When it is determined in the wafer temperature determining process (S208) that the temperature of the wafer 600 is in the predetermined temperature range, the temperature of the heater 463 and the flow rate of the coolant may be continuously controlled to maintain the temperature of the wafer 600.

[Process Time Determining Process (S216)]

It is determined whether a process time exceeds a predetermined time. When it is determined that the process time exceeds the predetermined time, i.e., when ‘Yes’, a gas supply stopping process (S218) is performed. When it is determined that the process time does not exceed the predetermined time i.e., when ‘No’, the wafer 600 is continuously processed.

[Gas Supply Stopping Process (S218)]

When it is determined in the process time determining process (S216) that the process time exceeds the predetermined time, it is determined that etching of the wafer 600 is ended and thus the gas supply unit 482 is controlled to stop the supply of the etching gas. After the supply of the etching gas is stopped, the purge gas supply system of the gas supply unit 482 is controlled to discharge a residual gas from the gas supply pipe 482a so that the etching gas may not remain in the process chamber 445, and the gas supply unit 483 is controlled to supply an inert gas into the process chamber 445 so as to exhaust an atmosphere of the process chamber 445.

[Wafer Unloading Process (S220)]

After the supply of the etching gas is stopped, the wafer 600 is unloaded from the process chamber 445 in an order opposite to the order in which the wafer 600 is placed in the process chamber 445.

The wafer placing process (S202) to the wafer unloading process (S220) are referred together as a substrate processing process.

Representative effects achieved when the above processes are performed are as follows: (1) a fine pattern is prevented from collapsing since an etching gas applying a lower pressure to the fine pattern than a liquid chemical used to perform wet etching is used when the fine pattern is formed; (2) etching is maintained at a temperature enabling high selectivity and thus even a fine pattern having a high aspect ratio may be processed without badly influencing other films since etching is performed; (3) a silicon film may be removed from a substrate even including the silicon film and a metal film without degrading the characteristics of the metal film; and (4) etching is performed using a gas that is in a non-plasma state, thereby preventing plasma-induced damage from occurring.

Second Embodiment

Next, a second embodiment will be described. The second embodiment is different from the first embodiment in that a device illustrated in FIGS. 8A through 8C is etched. The second embodiment will now be described focusing on the differences from the first embodiment.

FIGS. 8A through 8C are diagrams illustrating structures of a device to be etched according to the present embodiment. FIG. 8A is a cross-sectional view of the device taken along line 1343 of FIG. 8B. FIG. 8B is a view of the device of FIG. 8A when viewed in a direction of an arrow a, i.e., FIG. 8B is a top view of the device of FIG. 8A. FIG. 8C illustrates a structure of the device after etching is performed on the device according to the present embodiment.
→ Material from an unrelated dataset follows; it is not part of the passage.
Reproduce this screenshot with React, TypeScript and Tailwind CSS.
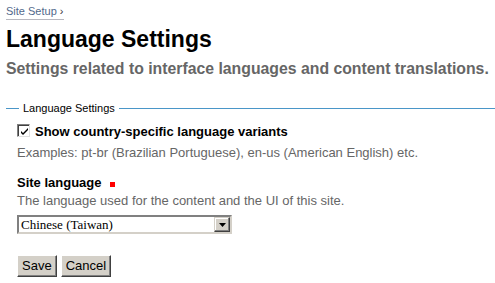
import { useState } from "react";

const LANGUAGES = ["Chinese (Taiwan)", "Chinese (China)", "English (USA)", "Portuguese (Brazil)"];

function ClassicCheckbox({ checked, onToggle }: { checked: boolean; onToggle: () => void }) {
  return (
    <span
      role="checkbox"
      aria-checked={checked}
      onClick={onToggle}
      className="inline-flex h-[13px] w-[13px] shrink-0 items-center justify-center border border-t-[#808080] border-l-[#808080] border-r-[#e0e0e0] border-b-[#e0e0e0] bg-white shadow-[inset_1px_1px_#404040]"
    >
      {checked && (
        <svg width="9" height="9" viewBox="0 0 9 9" className="ml-[1px] mt-[1px]">
          <path d="M1 4 L3 6 L8 1 L8 3 L3 8 L1 6 Z" fill="#000" />
        </svg>
      )}
    </span>
  );
}

function ClassicButton({ children }: { children: React.ReactNode }) {
  return (
    <button
      type="button"
      className="h-[22px] border border-t-white border-l-white border-r-[#404040] border-b-[#404040] bg-[#d4d0c8] px-[4px] text-[13px] leading-[18px] text-black shadow-[inset_-1px_-1px_#808080]"
    >
      {children}
    </button>
  );
}

export default function App() {
  const [showVariants, setShowVariants] = useState(true);
  const [language, setLanguage] = useState(LANGUAGES[0]);

  return (
    <div className="h-[283px] w-[495px] overflow-hidden bg-white pl-[6px] pt-[4px] font-['Liberation_Sans',Arial,sans-serif] text-black">
      <div className="text-[11px] leading-[14px]">
        <span className="inline-block border-b border-[#b8b8c0] pb-[1px]">
          <span className="text-[#52698c]">Site Setup</span> <span className="text-[#333]">›</span>
        </span>
      </div>

      <h1 className="mt-[6px] text-[23px] font-bold leading-[26px]">Language Settings</h1>
      <p className="mt-[8px] text-[15.8px] font-bold leading-[18px] text-[#666]">
        Settings related to interface languages and content translations.
      </p>

      <fieldset className="mt-[24px] border-t border-[#4a96c8]">
        <legend className="ml-[13px] px-[4px] text-[11px] leading-[13px]">Language Settings</legend>

        <div className="pl-[11px] pt-[9px]">
          <label className="flex items-start gap-[5px]">
            <ClassicCheckbox checked={showVariants} onToggle={() => setShowVariants(!showVariants)} />
            <span className="text-[13px] font-bold leading-[16px]">Show country-specific language variants</span>
          </label>
          <p className="mt-[5px] text-[13px] leading-[16px] text-[#666]">
            Examples: pt-br (Brazilian Portuguese), en-us (American English) etc.
          </p>

          <div className="mt-[14px] text-[13px] font-bold leading-[16px]">
            Site language
            <span className="ml-[8px] inline-block h-[5px] w-[5px] bg-[#f00]" title="Required" />
          </div>
          <p className="mt-[2px] text-[13px] leading-[16px] text-[#666]">
            The language used for the content and the UI of this site.
          </p>

          <div className="relative mt-[6px] w-[215px]">
            <select
              value={language}
              onChange={(event) => setLanguage(event.target.value)}
              className="block h-[19px] w-full appearance-none border-2 border-t-[#808080] border-l-[#808080] border-r-[#d4d0c8] border-b-[#d4d0c8] bg-white pl-[2px] font-['Liberation_Serif','Times_New_Roman',serif] text-[13px] leading-[15px] text-black outline-none"
            >
              {LANGUAGES.map((item) => (
                <option key={item}>{item}</option>
              ))}
            </select>
            <span className="pointer-events-none absolute right-[2px] top-[2px] flex h-[15px] w-[16px] items-center justify-center border border-t-[#d4d0c8] border-l-[#d4d0c8] border-r-[#404040] border-b-[#404040] bg-[#d4d0c8] shadow-[inset_-1px_-1px_#808080,inset_1px_1px_#fff]">
              <svg width="7" height="4" viewBox="0 0 7 4">
                <path d="M0 0 H7 L3.5 4 Z" fill="#000" />
              </svg>
            </span>
          </div>

          <div className="mt-[21px] flex gap-[4px]">
            <ClassicButton>Save</ClassicButton>
            <ClassicButton>Cancel</ClassicButton>
          </div>
        </div>
      </fieldset>
    </div>
  );
}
In the etching according to the present embodiment, a third layer 606 which is a sacrificial film and contains silicon (Si) is removed as will be described below. The third layer 606 is a film containing silicon as a main material.

A gate electrode, a lower electrode of a capacitor containing a metal as a main material, a sacrificial film used to form the lower electrode of the capacitor, an electrode support film, etc. are formed on a wafer 600. A film including, as a main material, a metal used to form the lower electrode of the capacitor and the electrode support film have a silicon content ratio lower than that of the sacrificial film. In the present embodiment, a process of removing the sacrificial film (an etching process) is performed.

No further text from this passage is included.